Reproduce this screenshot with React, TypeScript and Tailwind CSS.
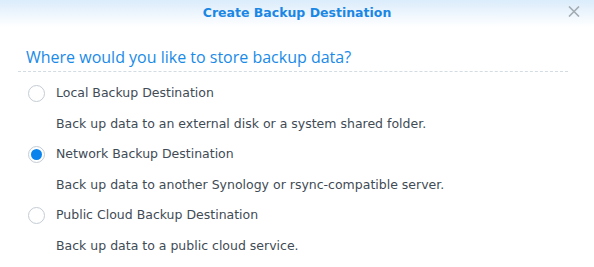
import { useState } from "react";

const options = [
  {
    id: "local",
    label: "Local Backup Destination",
    desc: "Back up data to an external disk or a system shared folder.",
  },
  {
    id: "network",
    label: "Network Backup Destination",
    desc: "Back up data to another Synology or rsync-compatible server.",
  },
  {
    id: "cloud",
    label: "Public Cloud Backup Destination",
    desc: "Back up data to a public cloud service.",
  },
];

export default function App() {
  const [selected, setSelected] = useState("network");

  return (
    <div className="w-[594px] h-[267px] bg-white overflow-hidden font-['DejaVu_Sans',Verdana,sans-serif]">
      <header className="relative h-[27px] bg-gradient-to-b from-[#dbecfb] to-white flex items-center justify-center">
        <h1 className="text-[12.5px] font-bold text-[#1b87e4] leading-none">Create Backup Destination</h1>
        <button className="absolute right-[14px] top-[6px] w-[12px] h-[11px] text-[#a3abb3]">
          <svg viewBox="0 0 12 11" className="w-full h-full" fill="none" stroke="currentColor" strokeWidth="1.6">
            <path d="M1 0.5 L11 10.5 M11 0.5 L1 10.5" />
          </svg>
        </button>
      </header>

      <div className="ml-[18px] w-[550px]">
        <div className="pt-[20px] pb-[3px] pl-2 border-b border-dashed border-[#d3dbe3]">
          <h2 className="text-[16px] leading-[21px] text-[#1a8ae8] font-['Open_Sans',sans-serif]">
            Where would you like to store backup data?
          </h2>
        </div>

        <div className="pt-[6px] pl-[10px] flex flex-col">
          {options.map((o) => (
            <div key={o.id} className="flex flex-col">
              <label
                className="flex items-center gap-[11px] h-[31px] cursor-pointer"
                onClick={() => setSelected(o.id)}
              >
                <span className="w-[17px] h-[17px] rounded-full border border-[#c4ccd4] bg-white flex items-center justify-center">
                  {selected === o.id && <span className="w-[11px] h-[11px] rounded-full bg-[#0b83ec]" />}
                </span>
                <span className="text-[12.5px] text-[#414b55]">{o.label}</span>
              </label>
              <p className="pl-[28px] h-[30px] flex items-center text-[12.5px] text-[#414b55]">{o.desc}</p>
            </div>
          ))}
        </div>
      </div>
    </div>
  );
}
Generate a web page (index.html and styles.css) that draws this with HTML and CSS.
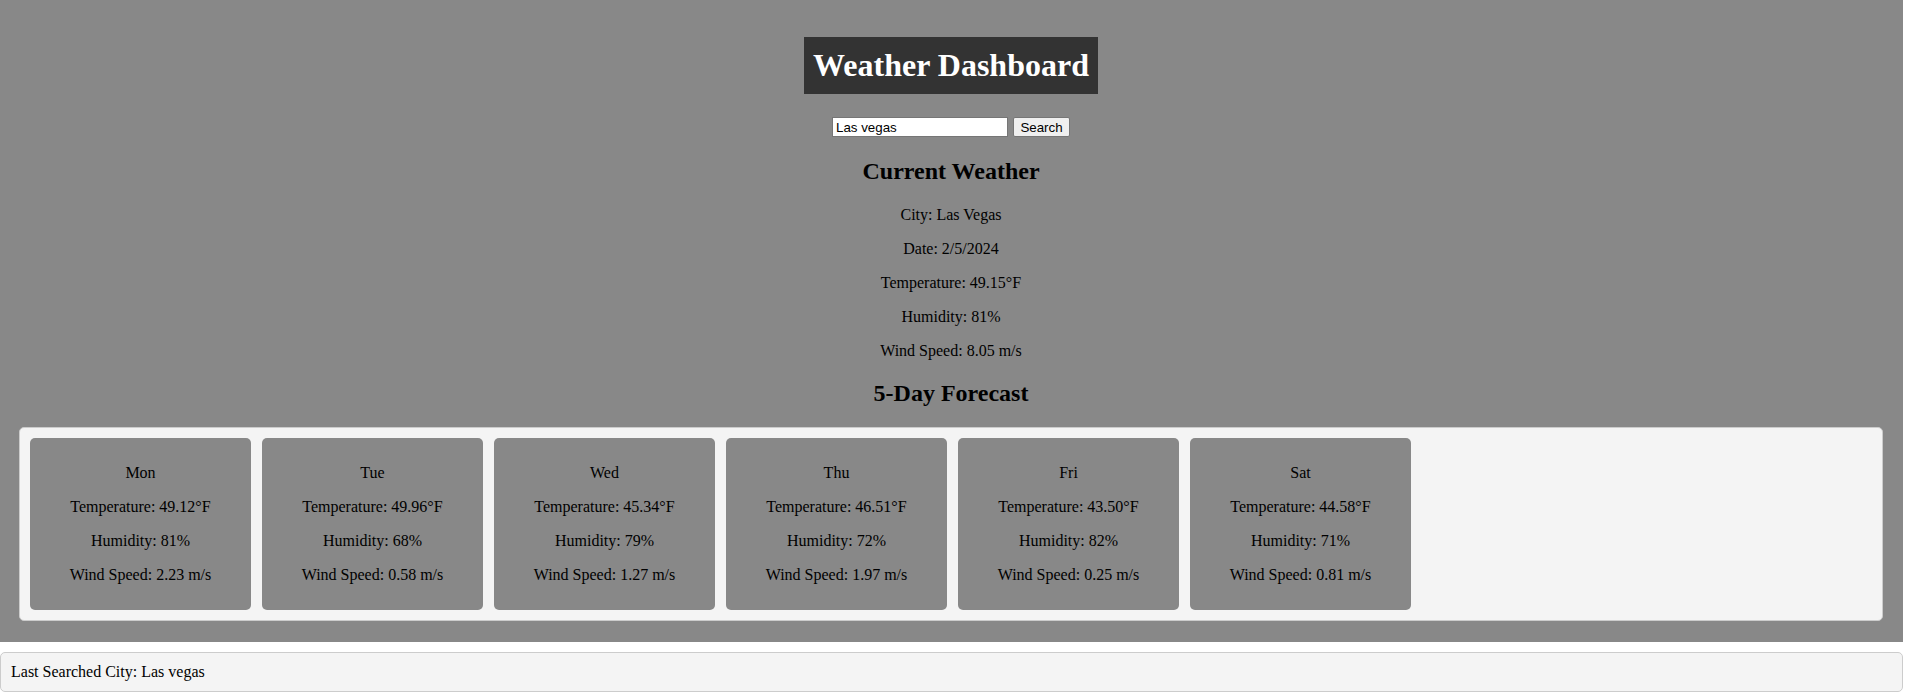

▬▬▬▬▬▬▬▬▬▬

## [AIM]
Return the material word for word. Pictures are not part of the copy.

## [RESULT OF THIS TASK]
Reproduce this screenshot with React, TypeScript and Tailwind CSS.
import { useState } from "react";

const options = [
  {
    id: "local",
    label: "Local Backup Destination",
    desc: "Back up data to an external disk or a system shared folder.",
  },
  {
    id: "network",
    label: "Network Backup Destination",
    desc: "Back up data to another Synology or rsync-compatible server.",
  },
  {
    id: "cloud",
    label: "Public Cloud Backup Destination",
    desc: "Back up data to a public cloud service.",
  },
];

export default function App() {
  const [selected, setSelected] = useState("network");

  return (
    <div className="w-[594px] h-[267px] bg-white overflow-hidden font-['DejaVu_Sans',Verdana,sans-serif]">
      <header className="relative h-[27px] bg-gradient-to-b from-[#dbecfb] to-white flex items-center justify-center">
        <h1 className="text-[12.5px] font-bold text-[#1b87e4] leading-none">Create Backup Destination</h1>
        <button className="absolute right-[14px] top-[6px] w-[12px] h-[11px] text-[#a3abb3]">
          <svg viewBox="0 0 12 11" className="w-full h-full" fill="none" stroke="currentColor" strokeWidth="1.6">
            <path d="M1 0.5 L11 10.5 M11 0.5 L1 10.5" />
          </svg>
        </button>
      </header>

      <div className="ml-[18px] w-[550px]">
        <div className="pt-[20px] pb-[3px] pl-2 border-b border-dashed border-[#d3dbe3]">
          <h2 className="text-[16px] leading-[21px] text-[#1a8ae8] font-['Open_Sans',sans-serif]">
            Where would you like to store backup data?
          </h2>
        </div>

        <div className="pt-[6px] pl-[10px] flex flex-col">
          {options.map((o) => (
            <div key={o.id} className="flex flex-col">
              <label
                className="flex items-center gap-[11px] h-[31px] cursor-pointer"
                onClick={() => setSelected(o.id)}
              >
                <span className="w-[17px] h-[17px] rounded-full border border-[#c4ccd4] bg-white flex items-center justify-center">
                  {selected === o.id && <span className="w-[11px] h-[11px] rounded-full bg-[#0b83ec]" />}
                </span>
                <span className="text-[12.5px] text-[#414b55]">{o.label}</span>
              </label>
              <p className="pl-[28px] h-[30px] flex items-center text-[12.5px] text-[#414b55]">{o.desc}</p>
            </div>
          ))}
        </div>
      </div>
    </div>
  );
}
Generate a web page (index.html and styles.css) that draws this with HTML and CSS.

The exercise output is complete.